Leaving out the pictures, retype all the material exactly.

################

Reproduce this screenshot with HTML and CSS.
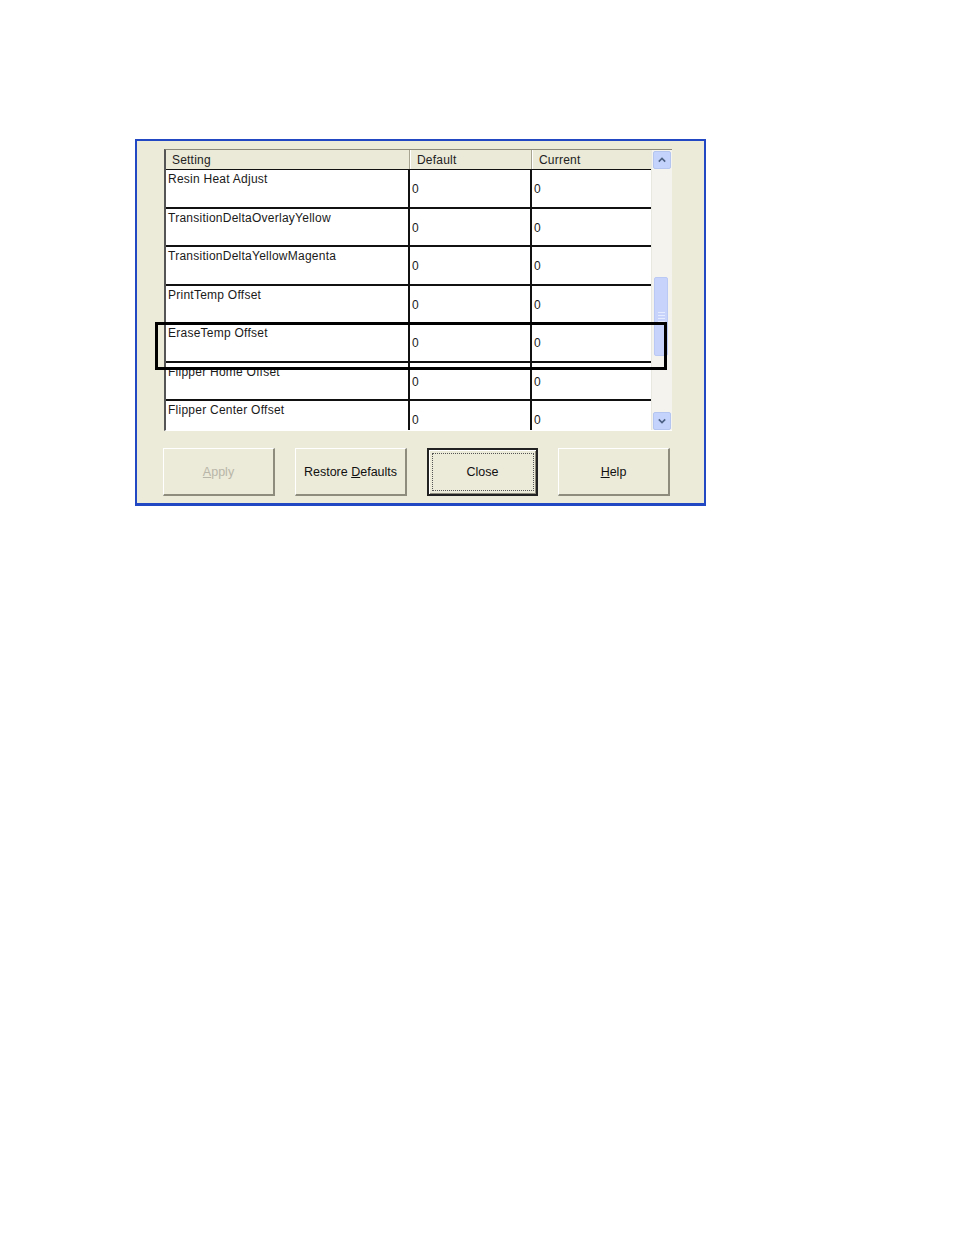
FILE: index.html
```html
<!DOCTYPE html>
<html>
<head>
<meta charset="utf-8">
<link rel="stylesheet" href="styles.css">
</head>
<body>
<div class="page">
  <div class="dialog">
    <div class="grid">
      <div class="table">
        <div class="head">
          <div class="hc c1">Setting</div>
          <div class="hc c2">Default</div>
          <div class="hc c3">Current</div>
        </div>
        <div class="row"><div class="cell c1">Resin Heat Adjust</div><div class="cell c2 v">0</div><div class="cell c3 v">0</div></div>
        <div class="row"><div class="cell c1">TransitionDeltaOverlayYellow</div><div class="cell c2 v">0</div><div class="cell c3 v">0</div></div>
        <div class="row"><div class="cell c1">TransitionDeltaYellowMagenta</div><div class="cell c2 v">0</div><div class="cell c3 v">0</div></div>
        <div class="row"><div class="cell c1">PrintTemp Offset</div><div class="cell c2 v">0</div><div class="cell c3 v">0</div></div>
        <div class="row"><div class="cell c1">EraseTemp Offset</div><div class="cell c2 v">0</div><div class="cell c3 v">0</div></div>
        <div class="row"><div class="cell c1">Flipper Home Offset</div><div class="cell c2 v">0</div><div class="cell c3 v">0</div></div>
        <div class="row last"><div class="cell c1">Flipper Center Offset</div><div class="cell c2 v">0</div><div class="cell c3 v">0</div></div>
      </div>
      <div class="scroll">
        <div class="sbtn"><svg width="20" height="18" viewBox="0 0 20 18"><path d="M6 11 L10 7 L14 11" fill="none" stroke="#4d6185" stroke-width="2"/></svg></div>
        <div class="track"><div class="thumb"><span></span><span></span><span></span><span></span></div></div>
        <div class="sbtn"><svg width="20" height="18" viewBox="0 0 20 18"><path d="M6 7 L10 11 L14 7" fill="none" stroke="#4d6185" stroke-width="2"/></svg></div>
      </div>
    </div>
    <div class="buttons">
      <div class="btn disabled"><span class="lbl"><span class="u">A</span>pply</span></div>
      <div class="btn"><span class="lbl">Restore <span class="u">D</span>efaults</span></div>
      <div class="btn default"><span class="focus"><span class="lbl">Close</span></span></div>
      <div class="btn"><span class="lbl"><span class="u">H</span>elp</span></div>
    </div>
    <div class="highlight"></div>
  </div>
</div>
</body>
</html>
```
FILE: styles.css
```css
html, body {
  margin: 0;
  padding: 0;
  background: #ffffff;
}
.page {
  padding: 139px 0 0 135px;
  height: 1096px;
}
.dialog {
  position: relative;
  box-sizing: border-box;
  width: 571px;
  height: 367px;
  background: #ecead9;
  border: 2px solid #2248c4;
  border-bottom-width: 3px;
  padding: 8px 0 0 27px;
  font-family: "Liberation Sans", Arial, sans-serif;
  font-size: 12px;
  color: #111;
}
.grid {
  display: flex;
  width: 508px;
  height: 282px;
  box-sizing: border-box;
  border-left: 2px solid #555;
  border-top: 1px solid #8a8878;
  border-bottom: 1px solid #ffffff;
}
.table {
  width: 486px;
  display: flex;
  flex-direction: column;
  overflow: hidden;
}
.head {
  display: flex;
  height: 19px;
  flex: none;
  background: #ebe9d8;
  border-bottom: 1px solid #111;
}
.hc {
  box-sizing: border-box;
  padding: 3px 0 0 6px;
  border-right: 1px solid #a7a592;
  border-left: 1px solid #fff;
  color: #222;
  letter-spacing: 0.2px;
}
.c1 { width: 244px; flex: none; }
.c2 { width: 122px; flex: none; }
.c3 { width: 122px; flex: none; }
.hc.c1 { padding-left: 6px; border-left: none; }
.row {
  display: flex;
  height: 38.5px;
  flex: none;
  box-sizing: border-box;
  background: #fff;
  border-bottom: 2px solid #111;
}
.row.last { border-bottom: none; height: 31px; }
.cell {
  box-sizing: border-box;
  padding: 2px 0 0 2px;
  white-space: nowrap;
  overflow: hidden;
  color: #1a1a1a;
  letter-spacing: 0.25px;
}
.cell.c1 { border-right: 2px solid #111; }
.cell.c2 { border-right: 2px solid #111; }
.cell.v { padding-top: 12px; padding-left: 2px; }
.scroll {
  width: 20px;
  flex: none;
  display: flex;
  flex-direction: column;
  background: #f4f3ee;
  border-left: 1px solid #e9e8e0;
}
.sbtn {
  height: 18px;
  flex: none;
  margin: 1px 1px 0 1px;
  background: #c4d3fb;
  border: 1px solid #b4c6ef;
  border-radius: 2px;
  box-sizing: border-box;
  display: flex;
  align-items: center;
  justify-content: center;
}
.sbtn svg { display: block; }
.track {
  flex: 1;
  padding-top: 108px;
  padding-left: 2px;
}
.thumb {
  width: 14px;
  height: 79px;
  box-sizing: border-box;
  background: #c8d3fb;
  border: 1px solid #bac8f4;
  border-radius: 2px;
  display: flex;
  flex-direction: column;
  justify-content: center;
  align-items: center;
  gap: 2px;
}
.thumb span {
  width: 7px;
  height: 1px;
  background: #e6ecff;
}
.buttons {
  display: flex;
  gap: 20px;
  margin-top: 17px;
  margin-left: -1px;
}
.btn {
  box-sizing: border-box;
  width: 112px;
  height: 48px;
  background: #ecead9;
  border: 1px solid #fff;
  border-right: 2px solid #8e8c7c;
  border-bottom: 2px solid #8e8c7c;
  display: flex;
  align-items: center;
  justify-content: center;
  font-size: 12.5px;
  color: #111;
}
.lbl { white-space: pre; }
.btn:nth-child(3) { width: 111px; }
.btn.disabled { color: #b8b6a8; }
.u { text-decoration: underline; }
.btn.default {
  border: 2px solid #222;
  box-shadow: inset 1px 1px 0 #fff, inset -1px -1px 0 #8e8c7c;
}
.focus {
  width: 102px;
  height: 38px;
  box-sizing: border-box;
  border: 1px dotted #555;
  display: flex;
  align-items: center;
  justify-content: center;
}
.highlight {
  position: absolute;
  left: 18px;
  top: 181px;
  width: 512px;
  height: 48px;
  box-sizing: border-box;
  border: 3px solid #000;
}
```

################

COMPLETE ANSWER —
Reproduce this screenshot with HTML and CSS.
FILE: index.html
```html
<!DOCTYPE html>
<html>
<head>
<meta charset="utf-8">
<link rel="stylesheet" href="styles.css">
</head>
<body>
<div class="page">
  <div class="dialog">
    <div class="grid">
      <div class="table">
        <div class="head">
          <div class="hc c1">Setting</div>
          <div class="hc c2">Default</div>
          <div class="hc c3">Current</div>
        </div>
        <div class="row"><div class="cell c1">Resin Heat Adjust</div><div class="cell c2 v">0</div><div class="cell c3 v">0</div></div>
        <div class="row"><div class="cell c1">TransitionDeltaOverlayYellow</div><div class="cell c2 v">0</div><div class="cell c3 v">0</div></div>
        <div class="row"><div class="cell c1">TransitionDeltaYellowMagenta</div><div class="cell c2 v">0</div><div class="cell c3 v">0</div></div>
        <div class="row"><div class="cell c1">PrintTemp Offset</div><div class="cell c2 v">0</div><div class="cell c3 v">0</div></div>
        <div class="row"><div class="cell c1">EraseTemp Offset</div><div class="cell c2 v">0</div><div class="cell c3 v">0</div></div>
        <div class="row"><div class="cell c1">Flipper Home Offset</div><div class="cell c2 v">0</div><div class="cell c3 v">0</div></div>
        <div class="row last"><div class="cell c1">Flipper Center Offset</div><div class="cell c2 v">0</div><div class="cell c3 v">0</div></div>
      </div>
      <div class="scroll">
        <div class="sbtn"><svg width="20" height="18" viewBox="0 0 20 18"><path d="M6 11 L10 7 L14 11" fill="none" stroke="#4d6185" stroke-width="2"/></svg></div>
        <div class="track"><div class="thumb"><span></span><span></span><span></span><span></span></div></div>
        <div class="sbtn"><svg width="20" height="18" viewBox="0 0 20 18"><path d="M6 7 L10 11 L14 7" fill="none" stroke="#4d6185" stroke-width="2"/></svg></div>
      </div>
    </div>
    <div class="buttons">
      <div class="btn disabled"><span class="lbl"><span class="u">A</span>pply</span></div>
      <div class="btn"><span class="lbl">Restore <span class="u">D</span>efaults</span></div>
      <div class="btn default"><span class="focus"><span class="lbl">Close</span></span></div>
      <div class="btn"><span class="lbl"><span class="u">H</span>elp</span></div>
    </div>
    <div class="highlight"></div>
  </div>
</div>
</body>
</html>
```
FILE: styles.css
```css
html, body {
  margin: 0;
  padding: 0;
  background: #ffffff;
}
.page {
  padding: 139px 0 0 135px;
  height: 1096px;
}
.dialog {
  position: relative;
  box-sizing: border-box;
  width: 571px;
  height: 367px;
  background: #ecead9;
  border: 2px solid #2248c4;
  border-bottom-width: 3px;
  padding: 8px 0 0 27px;
  font-family: "Liberation Sans", Arial, sans-serif;
  font-size: 12px;
  color: #111;
}
.grid {
  display: flex;
  width: 508px;
  height: 282px;
  box-sizing: border-box;
  border-left: 2px solid #555;
  border-top: 1px solid #8a8878;
  border-bottom: 1px solid #ffffff;
}
.table {
  width: 486px;
  display: flex;
  flex-direction: column;
  overflow: hidden;
}
.head {
  display: flex;
  height: 19px;
  flex: none;
  background: #ebe9d8;
  border-bottom: 1px solid #111;
}
.hc {
  box-sizing: border-box;
  padding: 3px 0 0 6px;
  border-right: 1px solid #a7a592;
  border-left: 1px solid #fff;
  color: #222;
  letter-spacing: 0.2px;
}
.c1 { width: 244px; flex: none; }
.c2 { width: 122px; flex: none; }
.c3 { width: 122px; flex: none; }
.hc.c1 { padding-left: 6px; border-left: none; }
.row {
  display: flex;
  height: 38.5px;
  flex: none;
  box-sizing: border-box;
  background: #fff;
  border-bottom: 2px solid #111;
}
.row.last { border-bottom: none; height: 31px; }
.cell {
  box-sizing: border-box;
  padding: 2px 0 0 2px;
  white-space: nowrap;
  overflow: hidden;
  color: #1a1a1a;
  letter-spacing: 0.25px;
}
.cell.c1 { border-right: 2px solid #111; }
.cell.c2 { border-right: 2px solid #111; }
.cell.v { padding-top: 12px; padding-left: 2px; }
.scroll {
  width: 20px;
  flex: none;
  display: flex;
  flex-direction: column;
  background: #f4f3ee;
  border-left: 1px solid #e9e8e0;
}
.sbtn {
  height: 18px;
  flex: none;
  margin: 1px 1px 0 1px;
  background: #c4d3fb;
  border: 1px solid #b4c6ef;
  border-radius: 2px;
  box-sizing: border-box;
  display: flex;
  align-items: center;
  justify-content: center;
}
.sbtn svg { display: block; }
.track {
  flex: 1;
  padding-top: 108px;
  padding-left: 2px;
}
.thumb {
  width: 14px;
  height: 79px;
  box-sizing: border-box;
  background: #c8d3fb;
  border: 1px solid #bac8f4;
  border-radius: 2px;
  display: flex;
  flex-direction: column;
  justify-content: center;
  align-items: center;
  gap: 2px;
}
.thumb span {
  width: 7px;
  height: 1px;
  background: #e6ecff;
}
.buttons {
  display: flex;
  gap: 20px;
  margin-top: 17px;
  margin-left: -1px;
}
.btn {
  box-sizing: border-box;
  width: 112px;
  height: 48px;
  background: #ecead9;
  border: 1px solid #fff;
  border-right: 2px solid #8e8c7c;
  border-bottom: 2px solid #8e8c7c;
  display: flex;
  align-items: center;
  justify-content: center;
  font-size: 12.5px;
  color: #111;
}
.lbl { white-space: pre; }
.btn:nth-child(3) { width: 111px; }
.btn.disabled { color: #b8b6a8; }
.u { text-decoration: underline; }
.btn.default {
  border: 2px solid #222;
  box-shadow: inset 1px 1px 0 #fff, inset -1px -1px 0 #8e8c7c;
}
.focus {
  width: 102px;
  height: 38px;
  box-sizing: border-box;
  border: 1px dotted #555;
  display: flex;
  align-items: center;
  justify-content: center;
}
.highlight {
  position: absolute;
  left: 18px;
  top: 181px;
  width: 512px;
  height: 48px;
  box-sizing: border-box;
  border: 3px solid #000;
}
```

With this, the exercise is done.